Several media outlets then published articles connecting Fells’ and Courtney’s resignations and, in at least one instance, expressly attributing Fells’ ouster to sexual misconduct allegations. In fact, as SEIU concedes, Fells’ departure was not related to any claims of sexual misconduct….

The court concluded that SEIU’s statement was “[1] in furtherance of the right of advocacy [2] on issues of public interest,” and thus presumptively covered by the District’s anti-SLAPP Act; and “[b]ecause SEIU made a prima facie showing in support of its special motion to dismiss under the Anti-SLAPP Act, the burden shifts to Fells to show that his defamation claim was ‘likely to succeed on the merits.'” But the court went on to say that “Fells demonstrated a likelihood of success on the merits so that his defamation claim may proceed,” which is to say that he “present[ed] an evidentiary basis that would permit a reasonable, properly instructed jury to find in the plaintiff’s favor”:

Fells has no viable claim for express defamation—SEIU’s statement did not expressly state he was terminated for sexual misconduct—leaving him to resort to a theory of implied defamation.

Defamation by implication concerns not what somebody literally stated, but what their statement implies…. [I]t is not enough that a statement can “be reasonably read to impart the false innuendo, but it must also affirmatively suggest that the author intends or endorses that inference.” Evidence that supports such a finding includes “suggestive juxtapositions, turns of phrase, or incendiary headlines.”

The SEIU statement at issue provided that Fells’ termination was “the culmination of this stage of the investigation, which brought to light the serious problems related to abusive behavior towards staff, predominantly female staff.” Recall that “the investigation” referenced was triggered by allegations that another recently ousted executive, Scott Courtney, was having inappropriate sexual relationships with subordinates.
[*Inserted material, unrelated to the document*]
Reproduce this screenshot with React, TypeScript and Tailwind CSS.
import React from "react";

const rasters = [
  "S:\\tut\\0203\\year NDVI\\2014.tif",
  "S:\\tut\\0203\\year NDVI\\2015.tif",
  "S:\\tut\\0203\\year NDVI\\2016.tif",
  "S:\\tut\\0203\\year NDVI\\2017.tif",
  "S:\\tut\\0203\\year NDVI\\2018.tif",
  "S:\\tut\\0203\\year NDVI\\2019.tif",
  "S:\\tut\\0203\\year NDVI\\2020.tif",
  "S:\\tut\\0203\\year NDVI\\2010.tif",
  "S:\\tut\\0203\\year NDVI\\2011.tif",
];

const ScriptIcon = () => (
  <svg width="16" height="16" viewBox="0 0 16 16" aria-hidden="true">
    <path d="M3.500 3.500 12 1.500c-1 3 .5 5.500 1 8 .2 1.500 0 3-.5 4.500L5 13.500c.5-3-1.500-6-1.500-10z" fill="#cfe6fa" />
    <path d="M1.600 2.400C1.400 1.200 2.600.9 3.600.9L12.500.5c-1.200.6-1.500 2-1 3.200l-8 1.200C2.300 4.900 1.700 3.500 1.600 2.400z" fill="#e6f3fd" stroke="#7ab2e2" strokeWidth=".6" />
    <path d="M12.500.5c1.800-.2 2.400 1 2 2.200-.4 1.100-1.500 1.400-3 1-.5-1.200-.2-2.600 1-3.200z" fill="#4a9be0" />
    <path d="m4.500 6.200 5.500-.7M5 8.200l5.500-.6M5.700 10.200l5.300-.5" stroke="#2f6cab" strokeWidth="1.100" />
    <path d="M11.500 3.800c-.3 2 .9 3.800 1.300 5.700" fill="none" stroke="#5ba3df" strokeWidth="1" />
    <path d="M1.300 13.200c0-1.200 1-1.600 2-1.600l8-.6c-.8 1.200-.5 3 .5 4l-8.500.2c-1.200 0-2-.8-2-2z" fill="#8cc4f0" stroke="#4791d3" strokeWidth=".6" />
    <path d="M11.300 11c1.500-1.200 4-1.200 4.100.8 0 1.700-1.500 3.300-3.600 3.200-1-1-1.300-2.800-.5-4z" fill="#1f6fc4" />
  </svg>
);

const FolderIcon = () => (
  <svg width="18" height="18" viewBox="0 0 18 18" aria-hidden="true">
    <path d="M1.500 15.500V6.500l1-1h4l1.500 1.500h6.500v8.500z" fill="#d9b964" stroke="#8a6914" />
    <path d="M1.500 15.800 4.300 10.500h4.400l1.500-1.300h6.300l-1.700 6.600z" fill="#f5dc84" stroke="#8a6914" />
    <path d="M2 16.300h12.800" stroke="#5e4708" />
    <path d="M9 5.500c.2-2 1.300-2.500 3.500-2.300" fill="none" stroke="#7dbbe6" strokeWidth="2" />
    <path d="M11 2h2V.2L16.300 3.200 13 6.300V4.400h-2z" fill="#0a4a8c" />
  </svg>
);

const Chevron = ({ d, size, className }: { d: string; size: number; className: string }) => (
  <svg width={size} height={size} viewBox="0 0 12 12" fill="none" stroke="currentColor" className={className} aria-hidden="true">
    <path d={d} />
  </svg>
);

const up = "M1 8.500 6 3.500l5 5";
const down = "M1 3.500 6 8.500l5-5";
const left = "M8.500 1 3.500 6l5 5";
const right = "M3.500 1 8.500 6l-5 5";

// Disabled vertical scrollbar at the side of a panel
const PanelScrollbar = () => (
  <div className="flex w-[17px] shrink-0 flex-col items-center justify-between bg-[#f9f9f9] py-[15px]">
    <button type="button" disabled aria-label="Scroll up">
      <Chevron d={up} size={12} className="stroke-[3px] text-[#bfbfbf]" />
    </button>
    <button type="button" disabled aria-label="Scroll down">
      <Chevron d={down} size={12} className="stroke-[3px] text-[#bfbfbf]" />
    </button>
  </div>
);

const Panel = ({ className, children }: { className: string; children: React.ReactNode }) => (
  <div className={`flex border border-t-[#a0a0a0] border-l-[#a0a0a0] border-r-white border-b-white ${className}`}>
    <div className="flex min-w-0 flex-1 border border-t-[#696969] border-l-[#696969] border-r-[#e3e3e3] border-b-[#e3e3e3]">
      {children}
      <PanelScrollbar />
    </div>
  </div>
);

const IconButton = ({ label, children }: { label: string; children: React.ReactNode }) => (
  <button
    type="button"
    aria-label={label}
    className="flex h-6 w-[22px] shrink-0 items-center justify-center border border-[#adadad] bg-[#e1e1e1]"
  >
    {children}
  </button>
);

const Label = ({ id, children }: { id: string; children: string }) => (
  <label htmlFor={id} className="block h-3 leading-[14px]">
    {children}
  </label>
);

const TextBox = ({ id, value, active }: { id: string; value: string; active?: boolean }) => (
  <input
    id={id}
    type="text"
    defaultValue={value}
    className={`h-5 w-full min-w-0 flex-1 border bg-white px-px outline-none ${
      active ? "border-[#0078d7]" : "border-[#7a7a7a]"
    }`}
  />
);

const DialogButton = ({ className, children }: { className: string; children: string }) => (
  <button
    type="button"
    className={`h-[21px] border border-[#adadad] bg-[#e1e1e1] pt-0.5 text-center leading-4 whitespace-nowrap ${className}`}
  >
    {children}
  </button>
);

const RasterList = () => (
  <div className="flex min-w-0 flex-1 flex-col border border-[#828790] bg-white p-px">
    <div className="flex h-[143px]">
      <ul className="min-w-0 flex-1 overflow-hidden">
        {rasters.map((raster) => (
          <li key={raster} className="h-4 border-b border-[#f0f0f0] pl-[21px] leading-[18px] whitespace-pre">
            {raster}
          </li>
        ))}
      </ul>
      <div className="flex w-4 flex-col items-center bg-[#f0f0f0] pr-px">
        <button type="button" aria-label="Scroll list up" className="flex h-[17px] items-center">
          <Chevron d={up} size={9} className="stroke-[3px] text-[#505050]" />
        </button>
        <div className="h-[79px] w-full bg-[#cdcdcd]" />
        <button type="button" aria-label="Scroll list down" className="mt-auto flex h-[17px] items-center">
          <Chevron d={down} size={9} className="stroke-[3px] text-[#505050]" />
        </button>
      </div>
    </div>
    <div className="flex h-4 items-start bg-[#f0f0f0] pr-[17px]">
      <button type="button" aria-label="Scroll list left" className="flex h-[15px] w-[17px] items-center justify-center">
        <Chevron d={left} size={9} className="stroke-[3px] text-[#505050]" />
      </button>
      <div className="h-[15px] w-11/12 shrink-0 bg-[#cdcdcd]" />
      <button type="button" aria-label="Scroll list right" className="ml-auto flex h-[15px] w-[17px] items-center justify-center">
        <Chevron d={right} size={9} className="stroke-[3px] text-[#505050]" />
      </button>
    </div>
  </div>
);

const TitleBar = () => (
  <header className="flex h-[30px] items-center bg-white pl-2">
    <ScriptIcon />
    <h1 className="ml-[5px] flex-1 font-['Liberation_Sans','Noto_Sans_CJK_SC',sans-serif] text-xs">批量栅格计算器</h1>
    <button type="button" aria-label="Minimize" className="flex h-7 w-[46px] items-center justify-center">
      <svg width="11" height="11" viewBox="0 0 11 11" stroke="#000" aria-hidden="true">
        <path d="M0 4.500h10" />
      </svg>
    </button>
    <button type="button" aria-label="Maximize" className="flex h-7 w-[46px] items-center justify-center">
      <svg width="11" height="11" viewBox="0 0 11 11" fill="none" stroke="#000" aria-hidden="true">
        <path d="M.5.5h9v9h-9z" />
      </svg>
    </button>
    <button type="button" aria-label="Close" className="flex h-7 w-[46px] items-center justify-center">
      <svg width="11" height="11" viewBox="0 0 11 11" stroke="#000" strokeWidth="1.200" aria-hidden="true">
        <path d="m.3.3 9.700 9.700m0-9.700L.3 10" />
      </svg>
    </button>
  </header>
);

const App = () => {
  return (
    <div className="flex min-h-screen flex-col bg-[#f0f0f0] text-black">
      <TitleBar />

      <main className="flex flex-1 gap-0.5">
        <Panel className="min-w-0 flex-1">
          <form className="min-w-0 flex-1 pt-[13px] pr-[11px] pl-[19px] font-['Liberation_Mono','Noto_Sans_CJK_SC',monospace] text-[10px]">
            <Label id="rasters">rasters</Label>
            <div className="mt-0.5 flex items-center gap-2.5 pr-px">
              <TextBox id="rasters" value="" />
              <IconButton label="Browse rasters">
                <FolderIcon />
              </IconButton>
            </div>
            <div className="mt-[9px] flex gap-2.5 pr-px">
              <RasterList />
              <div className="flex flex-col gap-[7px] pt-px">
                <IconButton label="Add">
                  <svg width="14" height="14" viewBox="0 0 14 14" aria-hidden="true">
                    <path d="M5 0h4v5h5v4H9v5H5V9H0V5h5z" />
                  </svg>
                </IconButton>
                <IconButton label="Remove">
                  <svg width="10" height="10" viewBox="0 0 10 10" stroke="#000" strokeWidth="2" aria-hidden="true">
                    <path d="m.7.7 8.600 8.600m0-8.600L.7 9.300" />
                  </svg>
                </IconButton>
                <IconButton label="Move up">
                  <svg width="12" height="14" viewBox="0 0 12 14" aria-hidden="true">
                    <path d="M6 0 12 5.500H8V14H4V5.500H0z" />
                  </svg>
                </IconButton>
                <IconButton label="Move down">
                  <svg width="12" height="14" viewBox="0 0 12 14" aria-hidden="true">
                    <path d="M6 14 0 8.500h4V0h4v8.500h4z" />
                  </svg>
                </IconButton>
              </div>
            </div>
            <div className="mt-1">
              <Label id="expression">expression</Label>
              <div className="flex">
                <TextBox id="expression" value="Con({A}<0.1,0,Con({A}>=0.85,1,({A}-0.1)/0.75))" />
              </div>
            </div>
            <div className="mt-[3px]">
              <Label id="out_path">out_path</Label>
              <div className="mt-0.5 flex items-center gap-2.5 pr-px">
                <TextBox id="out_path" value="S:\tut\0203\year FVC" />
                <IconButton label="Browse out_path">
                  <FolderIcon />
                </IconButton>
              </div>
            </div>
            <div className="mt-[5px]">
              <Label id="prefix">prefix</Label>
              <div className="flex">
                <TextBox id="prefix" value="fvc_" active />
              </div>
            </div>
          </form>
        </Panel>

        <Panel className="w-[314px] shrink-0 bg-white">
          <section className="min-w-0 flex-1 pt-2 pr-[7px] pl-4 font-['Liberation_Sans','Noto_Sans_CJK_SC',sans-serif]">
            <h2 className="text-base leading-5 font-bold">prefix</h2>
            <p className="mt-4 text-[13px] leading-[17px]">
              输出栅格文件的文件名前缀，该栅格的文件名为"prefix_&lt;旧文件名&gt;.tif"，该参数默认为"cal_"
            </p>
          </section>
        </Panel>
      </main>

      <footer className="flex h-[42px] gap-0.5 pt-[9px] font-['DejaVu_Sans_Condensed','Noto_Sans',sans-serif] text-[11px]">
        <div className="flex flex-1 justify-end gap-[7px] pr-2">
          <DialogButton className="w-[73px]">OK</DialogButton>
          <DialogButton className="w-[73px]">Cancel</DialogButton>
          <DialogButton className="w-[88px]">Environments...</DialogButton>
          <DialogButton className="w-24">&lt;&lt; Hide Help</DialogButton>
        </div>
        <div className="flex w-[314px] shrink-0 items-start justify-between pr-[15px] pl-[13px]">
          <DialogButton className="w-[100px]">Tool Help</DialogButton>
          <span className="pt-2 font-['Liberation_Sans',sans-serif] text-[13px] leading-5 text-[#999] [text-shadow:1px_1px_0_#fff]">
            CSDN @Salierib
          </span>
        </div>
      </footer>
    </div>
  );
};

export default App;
Fells argues that tethering his departure to the same internal investigation that led to Courtney’s ouster days earlier indicated that he, too, had engaged in sexual misconduct, at least absent any indication to the contrary…. “[A] defendant does not avoid liability [for implied defamation] by simply establishing the truth of the individual statement(s); rather, the defendant must also defend the juxtaposition of” its statements …. We agree that a jury could reach that conclusion.
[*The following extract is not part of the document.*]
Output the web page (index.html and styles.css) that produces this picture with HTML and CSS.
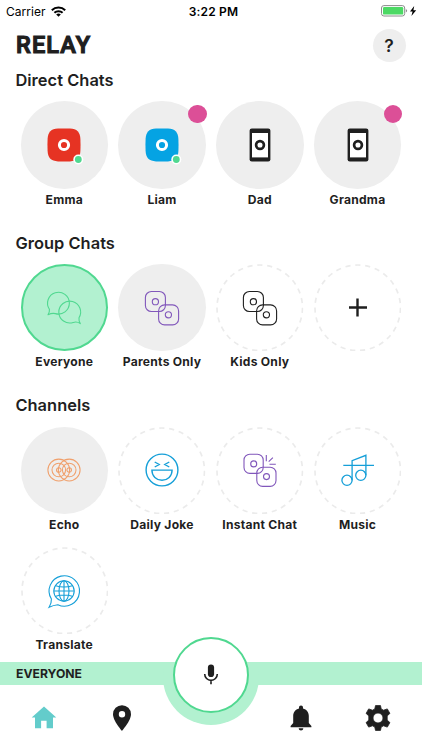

SEIU counters that the internal investigation was not exclusively about sexual misconduct. It highlights that, upon Courtney’s resignation, SEIU’s spokesperson described the investigation as one “look[ing] into questions about [1] potential violations of our union’s anti-nepotism policy, [2] efforts to evade our Code of Ethics and [3] subsequent complaints related to sexual misconduct and abusive behavior towards union staff.” {SEIU seemingly refers to “nepotism” in a broad sense when discussing Courtney’s departure and the investigation surrounding it to include preferential treatment not just of family members, but of friends or sexual partners as well.} It is hard to see how that changes the calculus. Sexual misconduct, nepotism, and ethical breaches may all be of a piece, and in the context of the investigation prompting Courtney’s resignation, it appeared that they were. In light of that context, the most natural reading is that the investigation was into higher-ups giving preferential treatment to subordinates who acquiesced to their sexual advances—or disfavoring those who did not—checking each box of sexual misconduct, nepotism, and ethical breaches.
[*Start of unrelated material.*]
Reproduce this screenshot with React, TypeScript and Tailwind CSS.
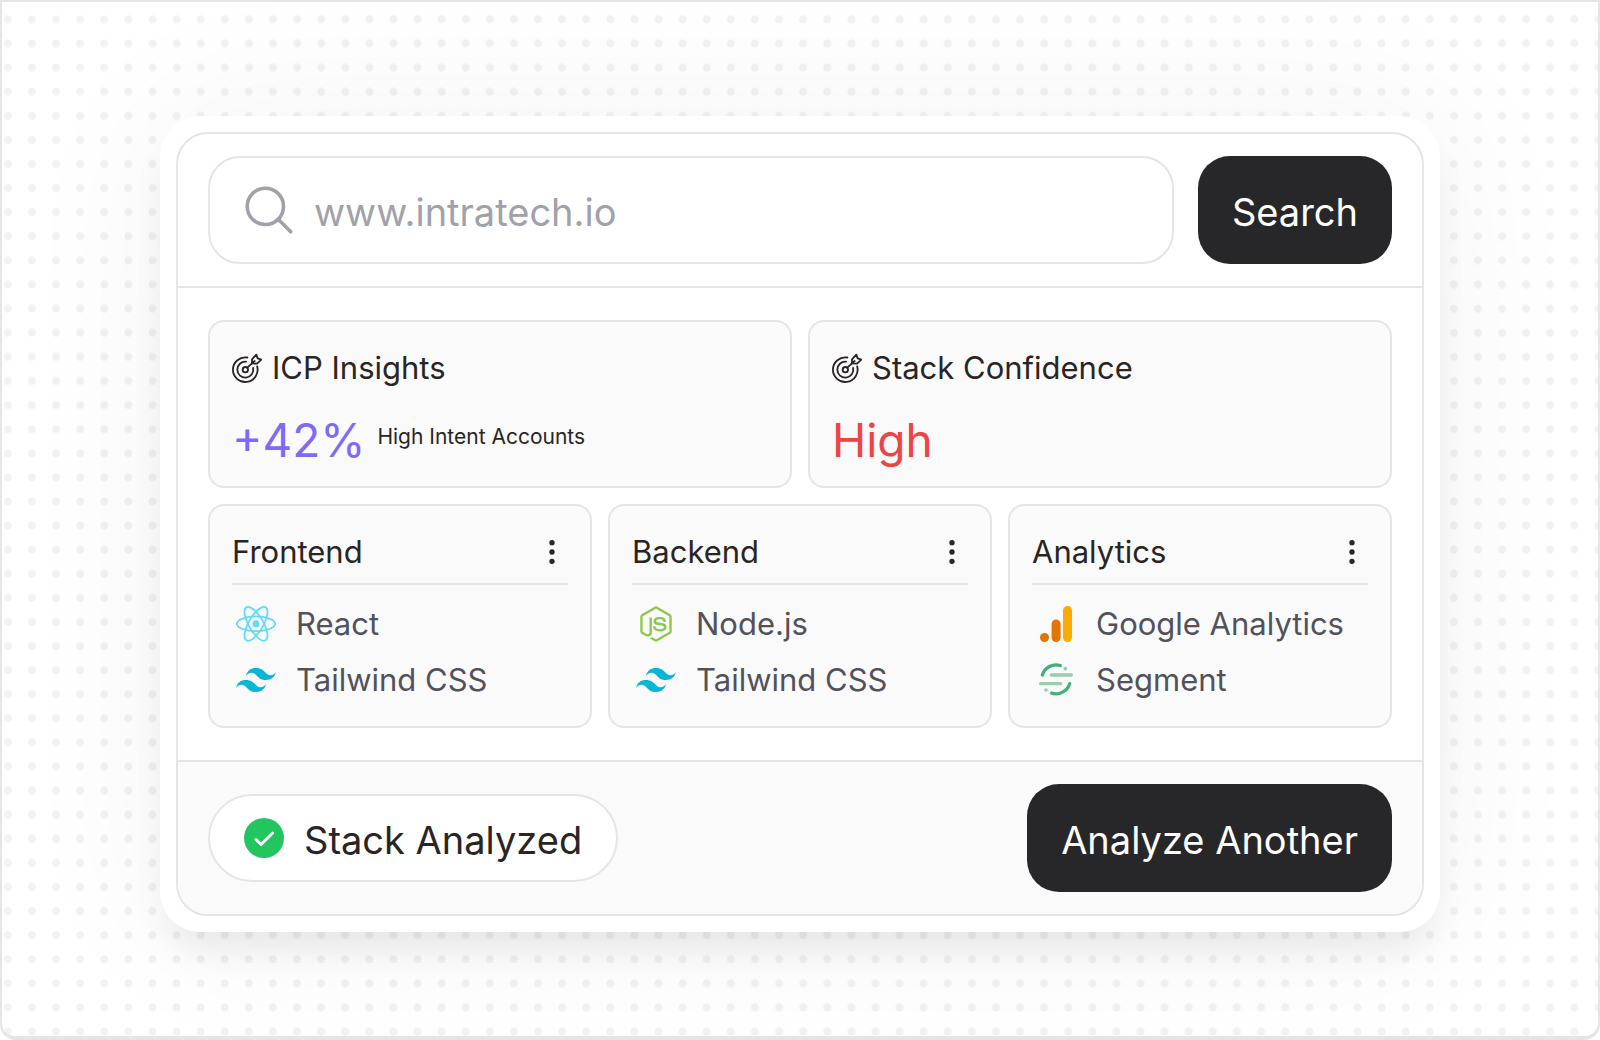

But even if that were not enough, there is a second problematic juxtaposition in SEIU’s statement suggesting that Fells engaged in sexual misconduct. It says that his ouster stemmed from “abusive behavior towards staff, predominantly female staff.” When coupled with the earlier reference to an investigation that resulted in another high-level executive’s departure for sexual misconduct—and especially in the midst of the roiling #MeToo movement—a reasonable jury could conclude that this statement indicated Fells’ misconduct was sexual in nature, and that SEIU intended to so imply. Indeed, a Breitbart article drew that exact inference, with a headline positing: Four SEIU Officials Out of a Job Because of Sexual Misconduct Charges.

The Supreme Court of Minnesota found a similar juxtaposition potentially defamatory in Phipps v. Clark Oil & Refining Corp. (Minn. 1987). In that case, a gas station attendant alleged that he was fired for refusing the request of a customer—who happened to be “handicapped”—to put leaded gasoline into a vehicle designed for unleaded gasoline. Gas station representatives then made factually accurate statements indicating that he had been fired “for failing to provide … service to a handicapped customer.” While technically true, the customer’s handicap had nothing to do with the employee’s refusal to assist them, and Phipps held that there was a triable question of fact as to whether the inclusion of the word “handicapped” gave rise to a false inference that the attendant refused to help the customer because of their handicap. Similarly here, it is not obvious why SEIU mentioned that the abuse was predominantly of women, and came to light as part of the investigation into Courtney’s sexual misconduct, if not to imply that Fells had engaged in conduct of the same nature. A jury could reasonably adopt Fells’ position that doing so amounted to defamation….

Congratulations to my friend Erik S. Jaffe (who is also a colleague of mine at Schaerr | Jaffe LLP, where I’m a part-part-part-time academic affiliate), who argued the case, on the victory. Note that I am writing this post solely in my academic capacity, and not out of any connection with Schaerr | Jaffe (the case came up in my daily Westlaw query for interesting new First Amendment cases).